New media is ideal for not only attracting but retaining customers at very low cost which is both controllable and measureable. The ways to do this are by:
- Search engine optimisation
- Pay per click
- Email marketing
- Online community
- Hand held devices
Let’s look at these one at a time.
Search Engine Optimisation
- Over 85% of people use search engines
- 82% don’t look past first page
- First item listed on Google gets 50% of all clicks
- All 12 items on page 2 of Google get 1%
Superbreak Hotels in the UK had low website traffic, used SEO, revenues increased GBP 154 million.
Pay Per Click
This is where advertisers on a search engine, advertising network, blog etc. only pay for the advertising when someone clicks on the advertisement to visit the advertiser’s site. Potential customers who click are more likely to buy. The cost per click ranges from 1 cent to $15.00.
This is direct mail to your own or purchased database.
Your online community, blogs, podcasts or forums can be used for education, information or sales.
Hand Held Devices
The fastest growing means of communication today is hand held devices such as iPhones, iPods, PDAs etc. These can be used to send personally tailored video or message pitches to drive immediate sales. Used very effectively by Coke, Kelloggs, and others.
Benefits of this New Media
- Most are 24/7
- Reach people personally in own time
- Low cost
- Spend is controllable
- Measurable – see what is working
- Sell to them, not waiting
- Generate immediate sales
- Message is instantly changeable
These communication media are the most effective marketing tools today. To be competitive, to not only survive the recession but be competitive in the future you must embrace them.
It is an excellent opportunity for creative marketing so it is important to be able to think outside the traditional box. You also require Vision, Passion and Commitment. Without this you will not be able to compete in this new environment.
We are in the knowledge age … when the person with the most knowledge always wins. Why it is important to keep learning.
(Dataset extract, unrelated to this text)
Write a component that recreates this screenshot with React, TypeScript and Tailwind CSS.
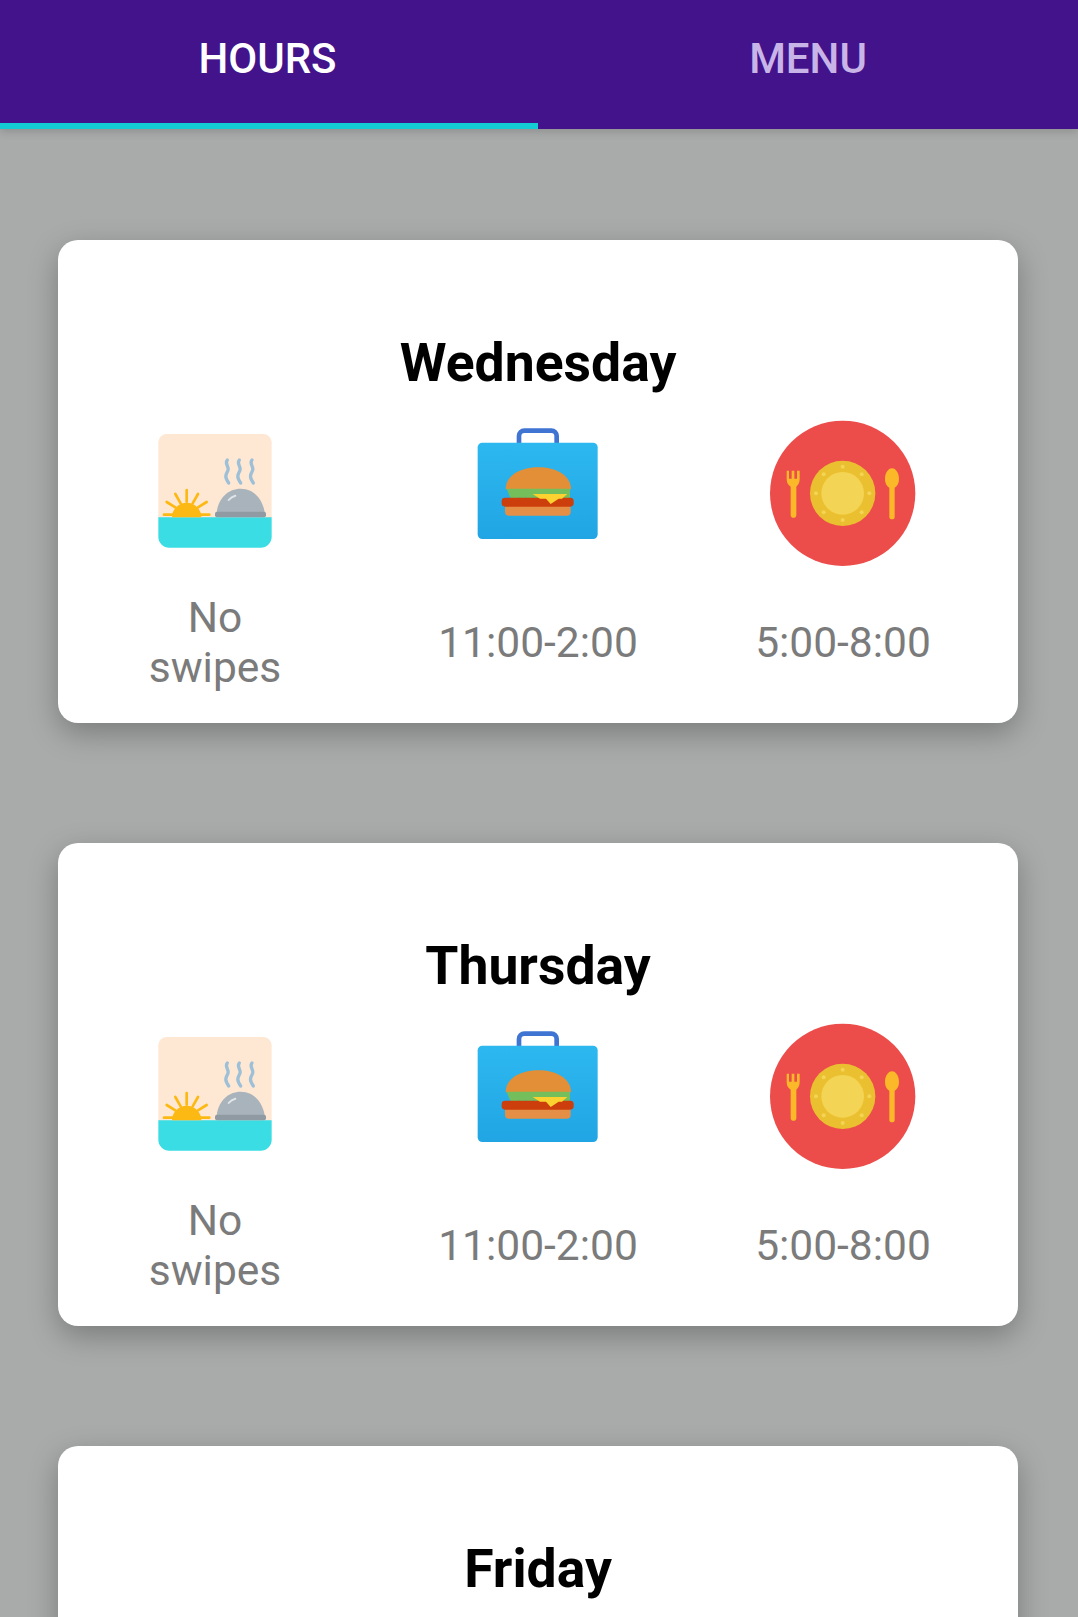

Continue to be creative, innovative and outwork your competitors.
It’s not about how hard you work. It’s about how much knowledge you have. And the power of your ideas. You have to be flexible, be creative and smart because today good is not good enough.
The reality is that it is tough out there and your competitors are also getting better at what they do.
You all need to set daily goals, be really excited to come to work in the morning and be surrounded by vibrant people with great ideas?
We are the primary contributors to our own success. You need to take on board everything you have heard today, determine if any of it would improve your business, analyse your performance and make changes,…and do it now. You can’t improve by doing what everyone else does.
Ten years ago we talked about “internet years”, where technical advances each year were more than in the previous 7 years. Now we talk about “digital years”, 2-3 times faster than “internet years”. That means change today is happening 20 times faster than it did just 10 years ago.
In my opening comments I said that I believe this is not just a credit crunch but it is also a technology revolution. This is causing a double effect. To beat this recession and survive beyond it, you need to do business differently. To be able to prosper when the recession’s over will take a very different business than most people run today.
Dramatic changes now will not only get you through the recession but will stand you in good stead for the future. It is telling that it is the legacy companies that are the most affected by this recession.
So keep learning, change the way you do business. Most of all, be enthusiastic.